Not too long ago, I was volunteering at a church-affiliated social service organization in my home town of Oregon City when I was overcome by the memory of one of my last Sunday mornings spent inside a church, some 40 years ago. I had stopped going years before this particular morning, and no longer remember why I went. Wait! Now I do. I was taking my grandmother to church because my mother was away on a trip. The incident that triggered the memory so arrested me at the time that I wrote a little piece in my journal about it and then typed it up 25 years later. I never finished it…until now…just in time for football season.
(Started in 1982)
“…as we stand and sing…”
Reverend Jim Bland had just finished his usually unceremonious sermon. He descended from the pulpit and stood directly in front of the communion table awaiting some poor soul to repent. Bland, looking somewhat tired, seemed almost distraught. His lesson on the evils of greed had run overtime and he was hoping, as all the other men, that nobody would come forward today; the N.F.C. championship game was starting in 15 minutes. The song of encouragement dragged into the third verse and its inspiration was wilting in the voices of the 200 that sang it.
Bland’s face suddenly stiffened with attention. Within seconds, he would have to administer sound religious advice without any proportion or previous knowledge. I turned around and saw what triggered the rigidity in Bland’s face. A wormy, black-haired, middle-aged man ambled up the aisle with everybody’s probing eyes searching for clues. He was attired horribly in a checked polyester leisure suit that was no doubt sacrilege in two Almighty’s eyes. The song ceased rather abruptly and the song-leader whispered boringly into the mike, “Please be seated.”
Bland sat the man down in the first pew and conversed with for what seemed like an eternity. Dammit, the kickoff was only a few minutes away! I prayed the man would be brief with the explanation of the crisis. If he was to be baptized, the pre-game would certainly be lost and maybe the entire first quarter.
Finally Bland broke away and climbed the steps to the pulpit. He nearly tripped on the plastic foliage surrounding the elevated platform, but he managed to get there intact. “Friends,” Bland droned, “today Ed Wilson has come forward with a special problem. He would like to say a few words. Ed.”
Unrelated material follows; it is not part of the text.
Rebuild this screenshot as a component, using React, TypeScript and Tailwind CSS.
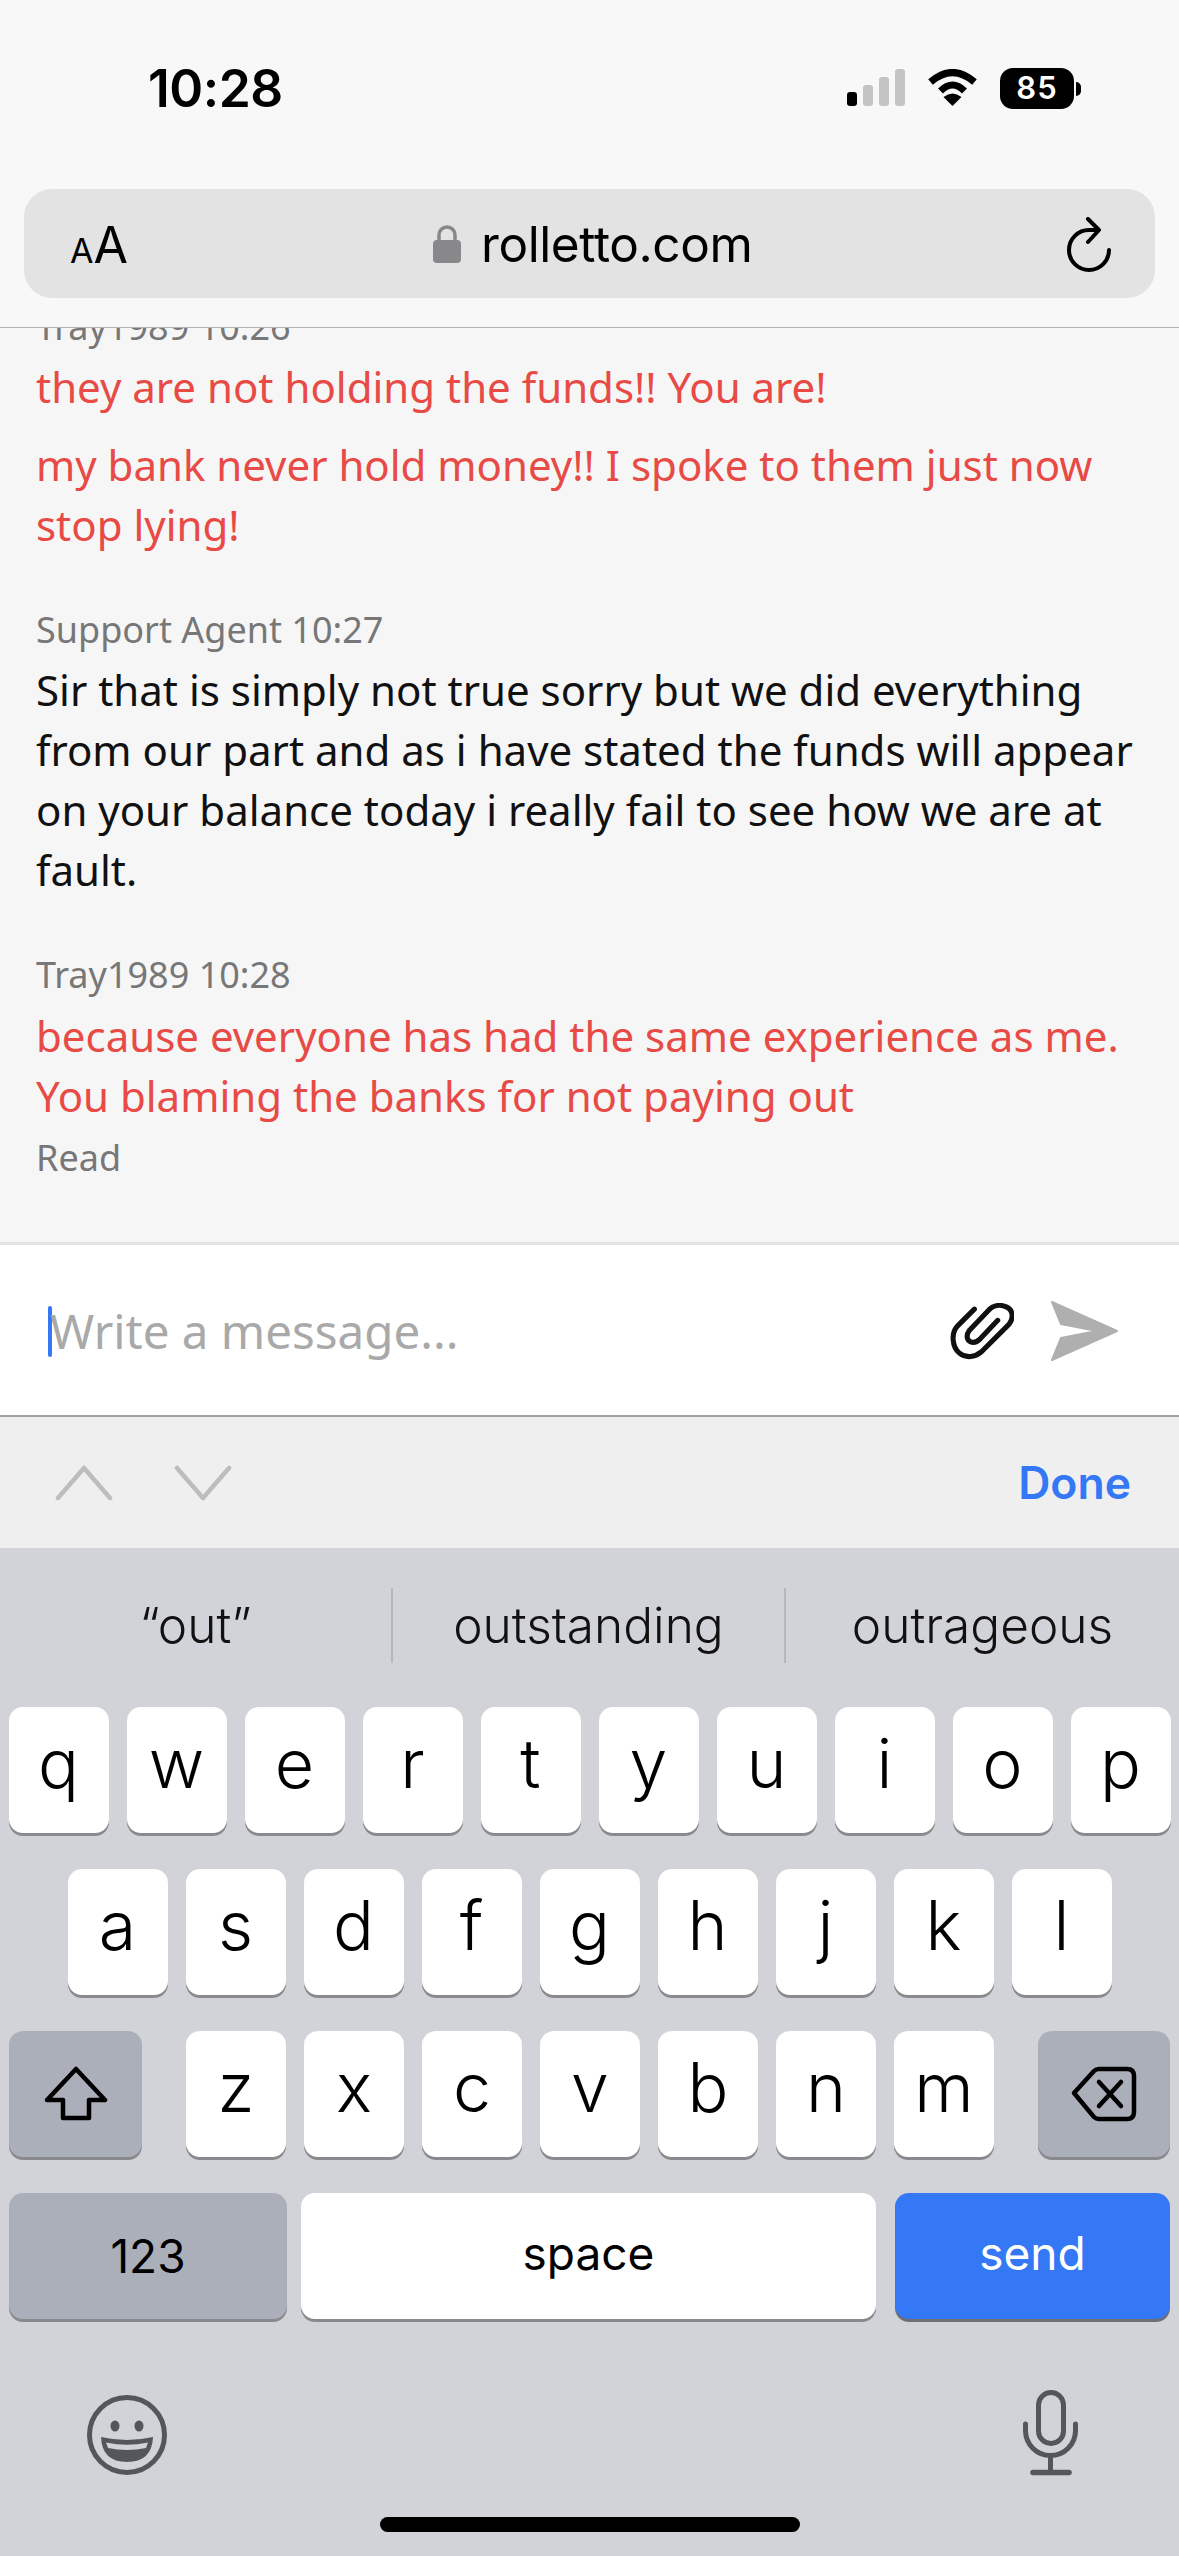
const sans = "font-['Noto_Sans','Open_Sans',sans-serif]";
const ui = "font-['Inter','Liberation_Sans',sans-serif]";

function Key({ label, w = "w-[100px]" }: { label: string; w?: string }) {
  return (
    <div className={`${w} h-[126px] rounded-[14px] bg-white shadow-[0_3px_0_#898a8d] flex items-center justify-center text-[68px] font-light text-black leading-none pb-[14px]`}>
      {label}
    </div>
  );
}

function Shift() {
  return (
    <div className="w-[133px] h-[126px] rounded-[14px] bg-[#abafb9] shadow-[0_3px_0_#898a8d] flex items-center justify-center">
      <svg width="64" height="56" viewBox="0 0 64 56" fill="none" stroke="#000" strokeWidth="4.5" strokeLinejoin="round">
        <path d="M32 3 L61 34 H45 V52 H19 V34 H3 Z" />
      </svg>
    </div>
  );
}

function Del() {
  return (
    <div className="w-[132px] h-[126px] rounded-[14px] bg-[#abafb9] shadow-[0_3px_0_#898a8d] flex items-center justify-center">
      <svg width="66" height="56" viewBox="0 0 66 56" fill="none" stroke="#000" strokeWidth="4.5" strokeLinejoin="round" strokeLinecap="round">
        <path d="M3 27 L23 5 Q25 3 28 3 H56 Q63 3 63 10 V46 Q63 53 56 53 H28 Q25 53 23 51 Z" />
        <path d="M28 16 L50 40 M50 16 L28 40" />
      </svg>
    </div>
  );
}

function Row({ letters }: { letters: string }) {
  return (
    <>
      {letters.split("").map((l) => (
        <Key key={l} label={l} />
      ))}
    </>
  );
}

export default function App() {
  return (
    <div className={`w-[1179px] h-[2556px] flex flex-col overflow-hidden bg-[#d1d3d9] ${ui}`}>
      {/* Browser chrome */}
      <header className="h-[328px] shrink-0 bg-[#f8f8f8] border-b border-[#b1b1b3] px-[24px] flex flex-col">
        <div className="h-[189px] shrink-0 flex justify-between pt-[61px] pl-[124px] pr-[74px]">
          <span className="text-[51.5px] font-semibold leading-[54px] text-black tracking-[-0.5px]">10:28</span>
          <div className="flex items-start gap-[22px] pt-[7px]">
            <svg width="58" height="37" viewBox="0 0 58 37" className="mt-[1px]">
              <rect x="0" y="23" width="10" height="14" rx="3" fill="#000" />
              <rect x="16" y="16" width="10" height="21" rx="3" fill="#c4c4c4" />
              <rect x="32" y="8" width="10" height="29" rx="3" fill="#c4c4c4" />
              <rect x="48" y="0" width="10" height="37" rx="3" fill="#c4c4c4" />
            </svg>
            <svg width="51" height="37" viewBox="0 0 50 37" fill="none" stroke="#000" className="mt-[1px]">
              <path d="M3 13 Q25 -6 47 13" strokeWidth="7" />
              <path d="M13 22 Q25 10 37 22" strokeWidth="7" />
              <path d="M25 37 L16 28 Q25 21 34 28 Z" fill="#000" stroke="none" />
            </svg>
            <div className="flex items-center">
              <div className="w-[74px] h-[41px] rounded-[13px] bg-black text-white text-[31px] font-semibold flex items-center justify-center tracking-[1px]">85</div>
              <div className="w-[5px] h-[14px] rounded-r-full bg-black ml-[2px]" />
            </div>
          </div>
        </div>
        <div className="h-[109px] shrink-0 rounded-[28px] bg-[#e3e3e4] flex items-center justify-between pl-[46px] pr-[43px] relative">
          <div className="flex items-baseline text-black pt-[2px]">
            <span className="text-[34px] leading-none">A</span>
            <span className="text-[50px] leading-none">A</span>
          </div>
          <div className="absolute left-[409px] top-[30px] flex items-center gap-[20px]">
            <svg width="28" height="38" viewBox="0 0 28 38">
              <path d="M6 17 V10 a8 8 0 0 1 16 0 V17" fill="none" stroke="#88888b" strokeWidth="3.5" />
              <rect x="0" y="15" width="28" height="23" rx="4" fill="#88888b" />
            </svg>
            <span className="text-[49.5px] leading-[50px] text-black tracking-[-0.4px]">rolletto.com</span>
          </div>
          <svg width="46" height="56" viewBox="0 0 46 56" fill="none" stroke="#000" strokeWidth="4" strokeLinecap="round" strokeLinejoin="round" className="mt-[2px]">
            <path d="M43 33 A20 20 0 1 1 23 13 H32" />
            <path d="M22 2 L33 13 L22 25" />
          </svg>
        </div>
      </header>

      {/* Conversation */}
      <main className={`h-[917px] shrink-0 overflow-hidden bg-[#f6f6f7] border-b-[3px] border-[#e3e3e3] flex flex-col justify-end px-[36px] pb-[59px] ${sans}`}>
        <p className="text-[36px] leading-[50px] text-[#777] shrink-0">Tray1989 10:26</p>
        <p className="text-[42px] leading-[60px] text-[#e84a45] mt-[5px] shrink-0">they are not holding the funds!! You are!</p>
        <p className="text-[42px] leading-[60px] text-[#e84a45] mt-[18px] shrink-0">my bank never hold money!! I spoke to them just now<br />stop lying!</p>
        <p className="text-[36px] leading-[50px] text-[#777] mt-[50px] shrink-0">Support Agent 10:27</p>
        <p className="text-[42px] leading-[60px] text-[#111] mt-[5px] shrink-0">Sir that is simply not true sorry but we did everything<br />from our part and as i have stated the funds will appear<br />on your balance today i really fail to see how we are at<br />fault.</p>
        <p className="text-[36px] leading-[50px] text-[#777] mt-[50px] shrink-0">Tray1989 10:28</p>
        <p className="text-[42px] leading-[60px] text-[#e84a45] mt-[6px] shrink-0">because everyone has had the same experience as me.<br />You blaming the banks for not paying out</p>
        <p className="text-[36px] leading-[50px] text-[#777] mt-[7px] shrink-0">Read</p>
      </main>

      {/* Composer */}
      <section className={`h-[172px] shrink-0 bg-white border-b-2 border-[#a0a0a3] flex items-center pl-[48px] pr-[60px] pt-[2px] ${sans}`}>
        <div className="w-[4px] h-[51px] rounded-full bg-[#3478f6]" />
        <span className="text-[47.5px] text-[#a9a9a9] leading-none flex-1 -ml-[2px]">Write a message...</span>
        <svg width="64" height="57" viewBox="0 0 63 56" fill="none" stroke="#111" strokeWidth="5" strokeLinecap="round" strokeLinejoin="round" className="mr-[36px]">
          <path d="M24 6 L7 23 C1 30 2 43 9 49 C16 55 25 53 31 48 L58 21 C63 15 62 7 56 4 C50 1 43 2 38 7 L19 27 C16 31 16 36 20 38 C24 40 27 38 30 35 L47 17" />
        </svg>
        <svg width="69" height="62" viewBox="0 0 69 62" fill="#afafaf" stroke="#afafaf" strokeWidth="2" strokeLinejoin="round">
          <path d="M2 2 L67 31 L2 60 L11 38 L47 31 L11 24 Z" />
        </svg>
      </section>

      {/* Input accessory */}
      <section className="h-[131px] shrink-0 bg-[#efeff0] flex items-center pl-[55px] pr-[48px]">
        <svg width="58" height="36" viewBox="0 0 58 36" fill="none" stroke="#bdbdbe" strokeWidth="4.5" strokeLinecap="round" strokeLinejoin="round">
          <path d="M3 33 L29 3 L55 33" />
        </svg>
        <svg width="58" height="36" viewBox="0 0 58 36" fill="none" stroke="#bdbdbe" strokeWidth="4.5" strokeLinecap="round" strokeLinejoin="round" className="ml-[61px]">
          <path d="M3 3 L29 33 L55 3" />
        </svg>
        <span className="ml-auto text-[44.5px] font-semibold text-[#3478f6] leading-none pt-[2px]">Done</span>
      </section>

      {/* Keyboard */}
      <section className="flex-1 min-h-0 bg-[#d1d3d9] flex flex-col">
        <div className="h-[159px] shrink-0 grid grid-cols-[393px_393px_1fr] items-center text-[49.6px] text-[#111] font-light">
          <div className="h-[75px] -mt-[4px] flex items-center justify-center border-r-2 border-[#b5b7bd]">“out”</div>
          <div className="h-[75px] -mt-[4px] flex items-center justify-center border-r-2 border-[#b5b7bd]">outstanding</div>
          <div className="h-[75px] -mt-[4px] flex items-center justify-center">outrageous</div>
        </div>
        <div className="flex justify-center gap-[18px] mb-[36px]"><Row letters="qwertyuiop" /></div>
        <div className="flex justify-center gap-[18px] mb-[36px]"><Row letters="asdfghjkl" /></div>
        <div className="flex justify-between px-[9px] mb-[36px]">
          <Shift />
          <div className="flex gap-[18px]"><Row letters="zxcvbnm" /></div>
          <Del />
        </div>
        <div className="flex px-[9px] text-[46px] font-normal">
          <div className="w-[278px] h-[126px] rounded-[14px] bg-[#abafb9] shadow-[0_3px_0_#898a8d] flex items-center justify-center text-black">123</div>
          <div className="w-[575px] h-[126px] ml-[14px] rounded-[14px] bg-white shadow-[0_3px_0_#898a8d] flex items-center justify-center text-black pb-[6px]">space</div>
          <div className="w-[275px] h-[126px] ml-[19px] rounded-[14px] bg-[#3478f6] shadow-[0_3px_0_#6f6f72] flex items-center justify-center text-white pb-[6px]">send</div>
        </div>
        <div className="flex justify-between items-center pl-[87px] pr-[99px] mt-[71px]">
          <svg width="80" height="80" viewBox="0 0 80 80" className="mt-[4px]">
            <circle cx="40" cy="40" r="37.5" fill="none" stroke="#54565c" strokeWidth="5" />
            <ellipse cx="28" cy="31" rx="4.5" ry="5.5" fill="#54565c" />
            <ellipse cx="52" cy="31" rx="4.5" ry="5.5" fill="#54565c" />
            <path d="M14 42 Q40 48 66 42 Q65 67 40 67 Q15 67 14 42 Z" fill="#54565c" />
            <path d="M19 47.5 Q40 52 61 47.5 L59 53 Q40 57 21 53 Z" fill="#d1d3d9" />
          </svg>
          <svg width="58" height="86" viewBox="0 0 58 86" fill="none" stroke="#54565c" strokeWidth="5" strokeLinecap="round">
            <rect x="16.5" y="2.5" width="25" height="51" rx="12.5" />
            <path d="M3.5 34 V40.5 A25 25 0 0 0 53.5 40.5 V34" />
            <path d="M28.5 66 V82" />
            <path d="M11 82.5 H47" strokeWidth="5.5" />
          </svg>
        </div>
        <div className="w-[420px] h-[15px] rounded-full bg-black self-center mt-[41px]" />
      </section>
    </div>
  );
}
Bland disappeared quickly from the podium and collapsed into the first pew. Ed started up the stairs bypassing the mic located at the communion stand which was usually used for people addressing the congregation. Obviously Ed was really hurting since he ignored this custom. His trembling hands seized the mic violently. Wilson wanted everyone to know that he was in command. After 30 seconds of restless silence, Ed spoke. His voice had an Irish quality about it. The tone was nervous yet deathly serious. C’mon you broken down man. Spill your guts, repent and get the hell out of there—the Cowboys were battling San Francisco.
“Everybody. I have sinned…”
(Completed in 2021)
I must jump forward in time almost 40 years to complete this story of Ed’s repentance and the cause of me missing part of one of the greatest games in NFL playoff history. As I recall, it went on forever and he apologized over and over to his wife Myrna, who was sitting in one of the pews behind me. I sorely wanted to turn around and look at her, but did not. How could I when Ed was putting on a show up there! I got the feeling that Reverend Bland, and that was his real last name, was desperate for it to be over. I think he actually went up to Ed at one point and whispered something in his ear, like, “Wind it up! I don’t want to miss the damn game!”
Ed never specified the reason for his spectacle of public repentance, but this being a Christian church with a somewhat evangelical bent, we all knew the reason. At least if I was going to miss the first half, Ed should have told the sordid story with a little sizzle to it.
He finally wound it down by calling Bland back up to the pulpit. Ed asked him to lead a special prayer of forgiveness and then Bland went on forever!
By the time we got out of there and taking my Grandmother to her Portland home, then driving back to Oregon City, it was well into the third quarter. I whipped up a TV dinner and went down to the basement to watch the game with my beagle Tex on a mammoth Zenith floor console.
As it turned out, my beloved Cowboys lost to the 49ers on the greatest catch in NFL history. At least I didn’t miss that!
I wonder if Ed’s repentance worked.
So that completes a vignette I started in the early years of the Reagan Presidency.